Mistakes Make Masters

In the article “Sharing the Tacit Rhetorical Knowledge of the Literary Scholar,” Laura Wilder and Joanna Wolfe explain a study that they conducted on college undergraduates by providing them with the tools that professionals use in the field and observing the results of their teaching. But, before they get to the results, they discuss the various arguments for supporting this cause as well as arguments against this idea. While the positive arguments do make a great case for the allowance of this teaching method, the arguments against are just as strong, if not stronger. One is that it is believed that by teaching undergraduates the tools used by professionals, they will cut corners by just restating what is told to them and not immersing themselves directly in the information in order to learn for themselves and to make mistakes. It is always important for a person to learn on their own because everyone has different experiences in the workplace, at school, etc. Another reason against this teaching method is that it would almost sterilize the students’ minds, encouraging them to be disconnected from the readings that they do.

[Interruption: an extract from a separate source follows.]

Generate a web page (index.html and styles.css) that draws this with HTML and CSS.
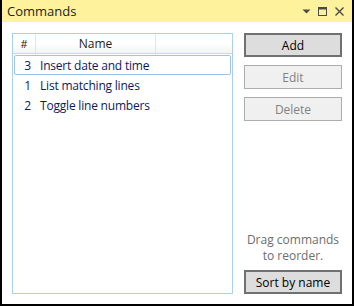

After reading the article and looking at the final results of the study, I believe that there are both positive and negative outcomes of this teaching method. I think that in order for this to be successful, the information would need to be carefully sifted through and given to students gradually, only after they have had a run-in with a situation that could have been helped by that piece of information so that they can have their own experiences and form their own opinions.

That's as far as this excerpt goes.